◆ **Provided material**:
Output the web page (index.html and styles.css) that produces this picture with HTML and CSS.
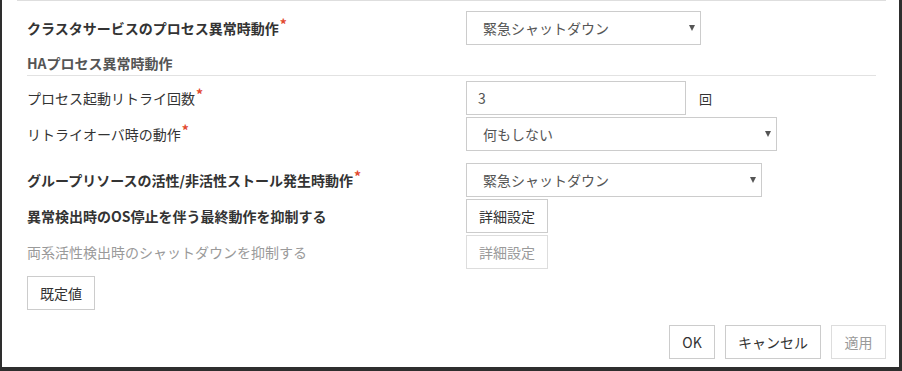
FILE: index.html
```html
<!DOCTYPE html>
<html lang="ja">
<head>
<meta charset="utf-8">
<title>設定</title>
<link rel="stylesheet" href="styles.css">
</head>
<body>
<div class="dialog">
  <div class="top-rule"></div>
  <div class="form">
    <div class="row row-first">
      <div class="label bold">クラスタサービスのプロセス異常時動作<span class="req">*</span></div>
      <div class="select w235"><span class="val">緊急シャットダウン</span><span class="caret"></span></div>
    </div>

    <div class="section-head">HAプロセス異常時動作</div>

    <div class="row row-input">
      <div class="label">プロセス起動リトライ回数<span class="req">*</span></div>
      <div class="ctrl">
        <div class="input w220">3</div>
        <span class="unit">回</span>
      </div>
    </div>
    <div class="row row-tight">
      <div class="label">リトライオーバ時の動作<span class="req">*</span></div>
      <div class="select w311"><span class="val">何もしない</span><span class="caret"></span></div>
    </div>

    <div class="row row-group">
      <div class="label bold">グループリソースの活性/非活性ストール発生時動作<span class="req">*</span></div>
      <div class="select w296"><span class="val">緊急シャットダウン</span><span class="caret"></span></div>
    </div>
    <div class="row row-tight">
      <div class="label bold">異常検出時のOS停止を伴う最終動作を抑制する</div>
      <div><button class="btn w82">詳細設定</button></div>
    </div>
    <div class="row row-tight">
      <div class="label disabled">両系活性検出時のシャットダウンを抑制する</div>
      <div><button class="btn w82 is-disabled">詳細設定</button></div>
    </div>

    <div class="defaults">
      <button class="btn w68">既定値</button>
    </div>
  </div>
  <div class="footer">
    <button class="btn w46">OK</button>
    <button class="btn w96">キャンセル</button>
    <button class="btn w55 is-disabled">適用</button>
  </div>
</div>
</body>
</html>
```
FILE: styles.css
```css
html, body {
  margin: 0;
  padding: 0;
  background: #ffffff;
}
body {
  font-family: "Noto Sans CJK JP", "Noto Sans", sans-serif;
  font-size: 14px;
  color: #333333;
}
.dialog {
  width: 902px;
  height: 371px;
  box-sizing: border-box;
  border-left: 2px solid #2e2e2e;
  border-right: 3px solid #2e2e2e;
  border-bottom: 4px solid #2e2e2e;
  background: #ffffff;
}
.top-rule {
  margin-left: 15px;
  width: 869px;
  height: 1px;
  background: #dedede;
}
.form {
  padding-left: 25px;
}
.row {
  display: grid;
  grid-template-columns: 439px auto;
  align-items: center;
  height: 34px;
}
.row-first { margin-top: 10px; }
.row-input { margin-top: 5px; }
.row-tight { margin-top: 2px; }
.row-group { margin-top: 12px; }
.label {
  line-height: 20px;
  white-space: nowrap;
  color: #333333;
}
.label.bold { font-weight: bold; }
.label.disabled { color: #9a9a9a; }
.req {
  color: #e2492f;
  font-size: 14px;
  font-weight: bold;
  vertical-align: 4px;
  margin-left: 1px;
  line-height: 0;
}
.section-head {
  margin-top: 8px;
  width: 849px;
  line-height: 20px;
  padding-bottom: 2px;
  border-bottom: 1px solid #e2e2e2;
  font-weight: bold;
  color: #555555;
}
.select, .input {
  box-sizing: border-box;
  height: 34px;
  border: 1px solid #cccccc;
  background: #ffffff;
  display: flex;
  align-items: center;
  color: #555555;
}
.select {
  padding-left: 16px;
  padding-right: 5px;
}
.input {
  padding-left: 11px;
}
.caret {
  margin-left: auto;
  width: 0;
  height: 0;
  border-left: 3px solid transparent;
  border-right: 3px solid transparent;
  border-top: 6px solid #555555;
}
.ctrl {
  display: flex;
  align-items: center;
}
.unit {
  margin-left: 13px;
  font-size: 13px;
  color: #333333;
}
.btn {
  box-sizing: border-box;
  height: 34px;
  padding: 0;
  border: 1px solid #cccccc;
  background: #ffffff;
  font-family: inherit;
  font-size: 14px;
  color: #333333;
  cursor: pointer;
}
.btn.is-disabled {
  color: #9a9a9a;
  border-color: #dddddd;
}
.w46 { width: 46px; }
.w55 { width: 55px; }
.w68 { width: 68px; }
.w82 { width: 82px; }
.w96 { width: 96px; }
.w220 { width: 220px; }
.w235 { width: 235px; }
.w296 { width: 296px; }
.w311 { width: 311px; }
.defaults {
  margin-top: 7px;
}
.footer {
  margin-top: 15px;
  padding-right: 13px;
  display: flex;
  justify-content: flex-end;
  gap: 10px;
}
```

◆ **Job**: Copy out each line exactly, without the pictures.

◆ **Final answer**:
Output the web page (index.html and styles.css) that produces this picture with HTML and CSS.
FILE: index.html
```html
<!DOCTYPE html>
<html lang="ja">
<head>
<meta charset="utf-8">
<title>設定</title>
<link rel="stylesheet" href="styles.css">
</head>
<body>
<div class="dialog">
  <div class="top-rule"></div>
  <div class="form">
    <div class="row row-first">
      <div class="label bold">クラスタサービスのプロセス異常時動作<span class="req">*</span></div>
      <div class="select w235"><span class="val">緊急シャットダウン</span><span class="caret"></span></div>
    </div>

    <div class="section-head">HAプロセス異常時動作</div>

    <div class="row row-input">
      <div class="label">プロセス起動リトライ回数<span class="req">*</span></div>
      <div class="ctrl">
        <div class="input w220">3</div>
        <span class="unit">回</span>
      </div>
    </div>
    <div class="row row-tight">
      <div class="label">リトライオーバ時の動作<span class="req">*</span></div>
      <div class="select w311"><span class="val">何もしない</span><span class="caret"></span></div>
    </div>

    <div class="row row-group">
      <div class="label bold">グループリソースの活性/非活性ストール発生時動作<span class="req">*</span></div>
      <div class="select w296"><span class="val">緊急シャットダウン</span><span class="caret"></span></div>
    </div>
    <div class="row row-tight">
      <div class="label bold">異常検出時のOS停止を伴う最終動作を抑制する</div>
      <div><button class="btn w82">詳細設定</button></div>
    </div>
    <div class="row row-tight">
      <div class="label disabled">両系活性検出時のシャットダウンを抑制する</div>
      <div><button class="btn w82 is-disabled">詳細設定</button></div>
    </div>

    <div class="defaults">
      <button class="btn w68">既定値</button>
    </div>
  </div>
  <div class="footer">
    <button class="btn w46">OK</button>
    <button class="btn w96">キャンセル</button>
    <button class="btn w55 is-disabled">適用</button>
  </div>
</div>
</body>
</html>
```
FILE: styles.css
```css
html, body {
  margin: 0;
  padding: 0;
  background: #ffffff;
}
body {
  font-family: "Noto Sans CJK JP", "Noto Sans", sans-serif;
  font-size: 14px;
  color: #333333;
}
.dialog {
  width: 902px;
  height: 371px;
  box-sizing: border-box;
  border-left: 2px solid #2e2e2e;
  border-right: 3px solid #2e2e2e;
  border-bottom: 4px solid #2e2e2e;
  background: #ffffff;
}
.top-rule {
  margin-left: 15px;
  width: 869px;
  height: 1px;
  background: #dedede;
}
.form {
  padding-left: 25px;
}
.row {
  display: grid;
  grid-template-columns: 439px auto;
  align-items: center;
  height: 34px;
}
.row-first { margin-top: 10px; }
.row-input { margin-top: 5px; }
.row-tight { margin-top: 2px; }
.row-group { margin-top: 12px; }
.label {
  line-height: 20px;
  white-space: nowrap;
  color: #333333;
}
.label.bold { font-weight: bold; }
.label.disabled { color: #9a9a9a; }
.req {
  color: #e2492f;
  font-size: 14px;
  font-weight: bold;
  vertical-align: 4px;
  margin-left: 1px;
  line-height: 0;
}
.section-head {
  margin-top: 8px;
  width: 849px;
  line-height: 20px;
  padding-bottom: 2px;
  border-bottom: 1px solid #e2e2e2;
  font-weight: bold;
  color: #555555;
}
.select, .input {
  box-sizing: border-box;
  height: 34px;
  border: 1px solid #cccccc;
  background: #ffffff;
  display: flex;
  align-items: center;
  color: #555555;
}
.select {
  padding-left: 16px;
  padding-right: 5px;
}
.input {
  padding-left: 11px;
}
.caret {
  margin-left: auto;
  width: 0;
  height: 0;
  border-left: 3px solid transparent;
  border-right: 3px solid transparent;
  border-top: 6px solid #555555;
}
.ctrl {
  display: flex;
  align-items: center;
}
.unit {
  margin-left: 13px;
  font-size: 13px;
  color: #333333;
}
.btn {
  box-sizing: border-box;
  height: 34px;
  padding: 0;
  border: 1px solid #cccccc;
  background: #ffffff;
  font-family: inherit;
  font-size: 14px;
  color: #333333;
  cursor: pointer;
}
.btn.is-disabled {
  color: #9a9a9a;
  border-color: #dddddd;
}
.w46 { width: 46px; }
.w55 { width: 55px; }
.w68 { width: 68px; }
.w82 { width: 82px; }
.w96 { width: 96px; }
.w220 { width: 220px; }
.w235 { width: 235px; }
.w296 { width: 296px; }
.w311 { width: 311px; }
.defaults {
  margin-top: 7px;
}
.footer {
  margin-top: 15px;
  padding-right: 13px;
  display: flex;
  justify-content: flex-end;
  gap: 10px;
}
```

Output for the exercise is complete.